-- start of Dataset extract --

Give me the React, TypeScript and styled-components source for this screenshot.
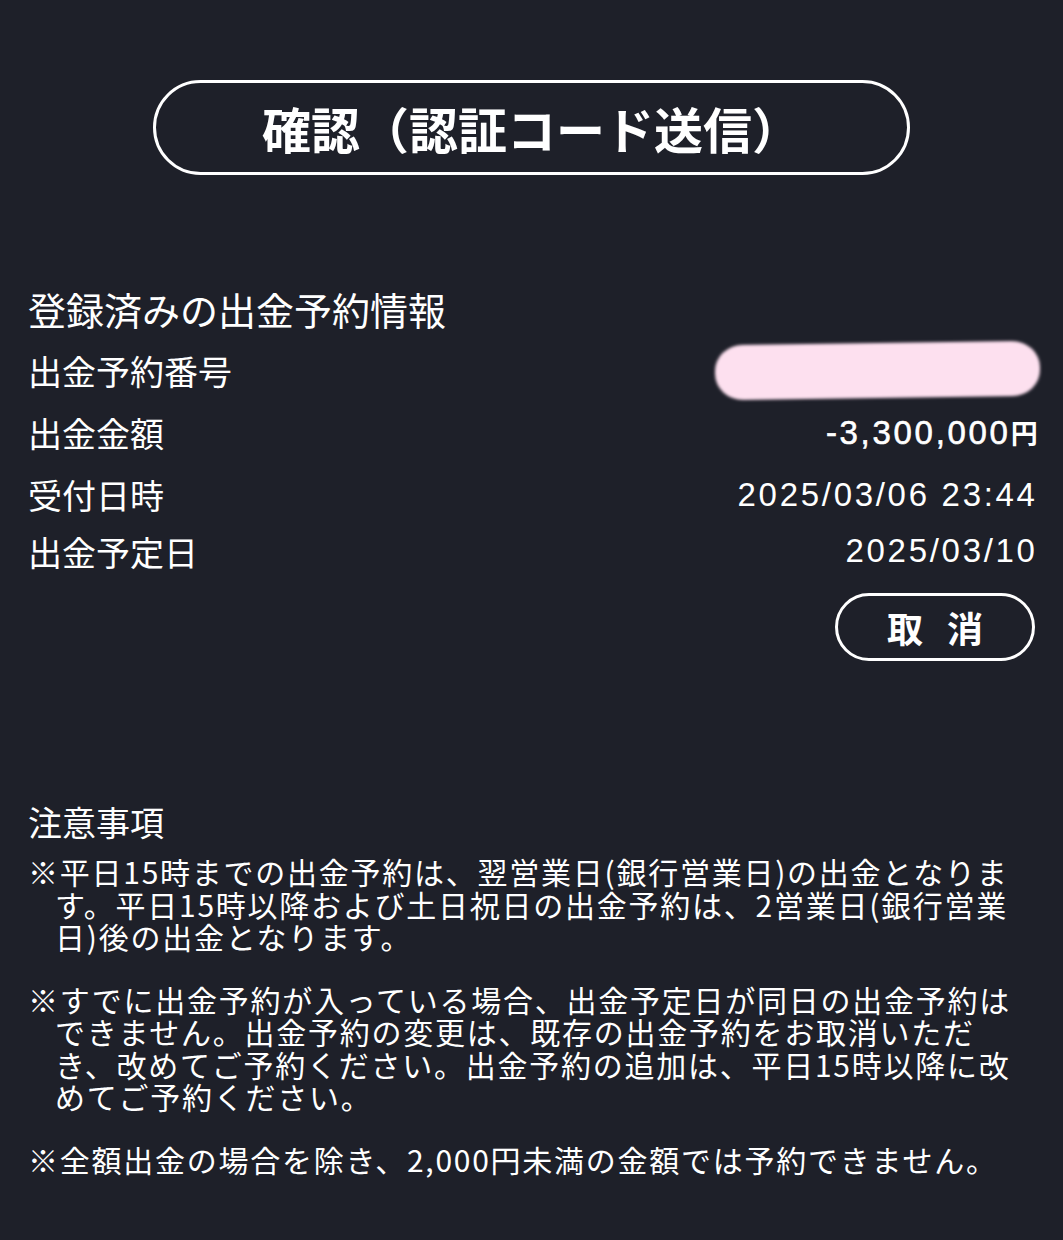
import React from 'react';
import styled, { createGlobalStyle, css } from 'styled-components';

const GlobalStyle = createGlobalStyle`
  body {
    margin: 0;
    background: #1e2029;
    color: #ffffff;
    font-family: "Noto Sans CJK JP", "Noto Sans", sans-serif;
  }
`;

const Page = styled.main`
  padding: 80px 28px 40px;
`;

const TitleButton = styled.button`
  display: block;
  width: 757px;
  height: 95px;
  margin: 0 auto;
  border: 3px solid #ffffff;
  border-radius: 48px;
  background: transparent;
  color: #ffffff;
  font-family: "Noto Sans CJK JP", sans-serif;
  font-size: 49px;
  font-weight: 700;
  padding: 0;
`;

const InfoSection = styled.section`
  margin-top: 102px;
`;

const SectionHeading = styled.h2`
  margin: 0;
  height: 62px;
  display: flex;
  align-items: center;
  font-size: 38px;
  font-weight: 400;
`;

const Row = styled.div<{ $h: number }>`
  display: flex;
  justify-content: space-between;
  align-items: center;
  height: ${(p) => p.$h}px;
`;

const Label = styled.span`
  font-size: 34px;
`;

const Value = styled.span<{ $strong?: boolean }>`
  font-family: "Liberation Sans", Arial, sans-serif;
  font-size: 33px;
  letter-spacing: 2.7px;
  margin-right: -2.7px;
  ${(p) =>
    p.$strong &&
    css`
      -webkit-text-stroke: 0.6px #ffffff;
    `}
`;

const Yen = styled.span`
  font-family: "Noto Sans CJK JP", sans-serif;
  font-size: 27px;
  font-weight: 700;
  letter-spacing: 0;
  -webkit-text-stroke: 0;
`;

const Redacted = styled.div`
  width: 325px;
  height: 55px;
  margin-right: -5px;
  background: #fde0ef;
  border-radius: 28px / 26px;
  filter: blur(1.6px);
  transform: rotate(-0.8deg);
`;

const CancelRow = styled.div`
  display: flex;
  justify-content: flex-end;
  margin-top: 17px;
`;

const CancelButton = styled.button`
  width: 200px;
  height: 68px;
  border: 3px solid #ffffff;
  border-radius: 34px;
  background: transparent;
  color: #ffffff;
  font-family: "Noto Sans CJK JP", sans-serif;
  font-size: 36px;
  font-weight: 700;
  letter-spacing: 8px;
  text-indent: 8px;
  padding: 0;
`;

const NotesSection = styled.section`
  margin-top: 136px;
`;

const NotesHeading = styled.h3`
  margin: 0;
  font-size: 34px;
  font-weight: 400;
  line-height: 50px;
`;

const Note = styled.p`
  margin: 30px 0 0;
  padding-left: 27px;
  text-indent: -27px;
  font-size: 30px;
  line-height: 32.5px;
  letter-spacing: 1.75px;
  white-space: nowrap;
  ${NotesHeading} + & {
    margin-top: 8px;
  }
`;

const rows = [
  { label: '出金予約番号', h: 62, value: null },
  { label: '出金金額', h: 62, value: 'amount' },
  { label: '受付日時', h: 63, value: '2025/03/06 23:44' },
  { label: '出金予定日', h: 50, value: '2025/03/10' },
];

export default function App() {
  return (
    <>
      <GlobalStyle />
      <Page>
        <TitleButton>確認（認証コード送信）</TitleButton>

        <InfoSection>
          <SectionHeading>登録済みの出金予約情報</SectionHeading>
          {rows.map((r) => (
            <Row key={r.label} $h={r.h}>
              <Label>{r.label}</Label>
              {r.value === null && <Redacted />}
              {r.value === 'amount' && (
                <Value $strong>
                  -3,300,000<Yen>円</Yen>
                </Value>
              )}
              {r.value && r.value !== 'amount' && <Value>{r.value}</Value>}
            </Row>
          ))}
          <CancelRow>
            <CancelButton>取 消</CancelButton>
          </CancelRow>
        </InfoSection>

        <NotesSection>
          <NotesHeading>注意事項</NotesHeading>
          <Note>
            ※平日15時までの出金予約は、翌営業日(銀行営業日)の出金となりま
            <br />
            す。平日15時以降および土日祝日の出金予約は、2営業日(銀行営業
            <br />
            日)後の出金となります。
          </Note>
          <Note>
            ※すでに出金予約が入っている場合、出金予定日が同日の出金予約は
            <br />
            できません。出金予約の変更は、既存の出金予約をお取消いただ
            <br />
            き、改めてご予約ください。出金予約の追加は、平日15時以降に改
            <br />
            めてご予約ください。
          </Note>
          <Note>※全額出金の場合を除き、2,000円未満の金額では予約できません。</Note>
        </NotesSection>
      </Page>
    </>
  );
}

-- end of Dataset extract --

Exercise:
Reproduce the material above in full, exactly, with no images.

Exercise answer:
Give me the React, TypeScript and styled-components source for this screenshot.
import React from 'react';
import styled, { createGlobalStyle, css } from 'styled-components';

const GlobalStyle = createGlobalStyle`
  body {
    margin: 0;
    background: #1e2029;
    color: #ffffff;
    font-family: "Noto Sans CJK JP", "Noto Sans", sans-serif;
  }
`;

const Page = styled.main`
  padding: 80px 28px 40px;
`;

const TitleButton = styled.button`
  display: block;
  width: 757px;
  height: 95px;
  margin: 0 auto;
  border: 3px solid #ffffff;
  border-radius: 48px;
  background: transparent;
  color: #ffffff;
  font-family: "Noto Sans CJK JP", sans-serif;
  font-size: 49px;
  font-weight: 700;
  padding: 0;
`;

const InfoSection = styled.section`
  margin-top: 102px;
`;

const SectionHeading = styled.h2`
  margin: 0;
  height: 62px;
  display: flex;
  align-items: center;
  font-size: 38px;
  font-weight: 400;
`;

const Row = styled.div<{ $h: number }>`
  display: flex;
  justify-content: space-between;
  align-items: center;
  height: ${(p) => p.$h}px;
`;

const Label = styled.span`
  font-size: 34px;
`;

const Value = styled.span<{ $strong?: boolean }>`
  font-family: "Liberation Sans", Arial, sans-serif;
  font-size: 33px;
  letter-spacing: 2.7px;
  margin-right: -2.7px;
  ${(p) =>
    p.$strong &&
    css`
      -webkit-text-stroke: 0.6px #ffffff;
    `}
`;

const Yen = styled.span`
  font-family: "Noto Sans CJK JP", sans-serif;
  font-size: 27px;
  font-weight: 700;
  letter-spacing: 0;
  -webkit-text-stroke: 0;
`;

const Redacted = styled.div`
  width: 325px;
  height: 55px;
  margin-right: -5px;
  background: #fde0ef;
  border-radius: 28px / 26px;
  filter: blur(1.6px);
  transform: rotate(-0.8deg);
`;

const CancelRow = styled.div`
  display: flex;
  justify-content: flex-end;
  margin-top: 17px;
`;

const CancelButton = styled.button`
  width: 200px;
  height: 68px;
  border: 3px solid #ffffff;
  border-radius: 34px;
  background: transparent;
  color: #ffffff;
  font-family: "Noto Sans CJK JP", sans-serif;
  font-size: 36px;
  font-weight: 700;
  letter-spacing: 8px;
  text-indent: 8px;
  padding: 0;
`;

const NotesSection = styled.section`
  margin-top: 136px;
`;

const NotesHeading = styled.h3`
  margin: 0;
  font-size: 34px;
  font-weight: 400;
  line-height: 50px;
`;

const Note = styled.p`
  margin: 30px 0 0;
  padding-left: 27px;
  text-indent: -27px;
  font-size: 30px;
  line-height: 32.5px;
  letter-spacing: 1.75px;
  white-space: nowrap;
  ${NotesHeading} + & {
    margin-top: 8px;
  }
`;

const rows = [
  { label: '出金予約番号', h: 62, value: null },
  { label: '出金金額', h: 62, value: 'amount' },
  { label: '受付日時', h: 63, value: '2025/03/06 23:44' },
  { label: '出金予定日', h: 50, value: '2025/03/10' },
];

export default function App() {
  return (
    <>
      <GlobalStyle />
      <Page>
        <TitleButton>確認（認証コード送信）</TitleButton>

        <InfoSection>
          <SectionHeading>登録済みの出金予約情報</SectionHeading>
          {rows.map((r) => (
            <Row key={r.label} $h={r.h}>
              <Label>{r.label}</Label>
              {r.value === null && <Redacted />}
              {r.value === 'amount' && (
                <Value $strong>
                  -3,300,000<Yen>円</Yen>
                </Value>
              )}
              {r.value && r.value !== 'amount' && <Value>{r.value}</Value>}
            </Row>
          ))}
          <CancelRow>
            <CancelButton>取 消</CancelButton>
          </CancelRow>
        </InfoSection>

        <NotesSection>
          <NotesHeading>注意事項</NotesHeading>
          <Note>
            ※平日15時までの出金予約は、翌営業日(銀行営業日)の出金となりま
            <br />
            す。平日15時以降および土日祝日の出金予約は、2営業日(銀行営業
            <br />
            日)後の出金となります。
          </Note>
          <Note>
            ※すでに出金予約が入っている場合、出金予定日が同日の出金予約は
            <br />
            できません。出金予約の変更は、既存の出金予約をお取消いただ
            <br />
            き、改めてご予約ください。出金予約の追加は、平日15時以降に改
            <br />
            めてご予約ください。
          </Note>
          <Note>※全額出金の場合を除き、2,000円未満の金額では予約できません。</Note>
        </NotesSection>
      </Page>
    </>
  );
}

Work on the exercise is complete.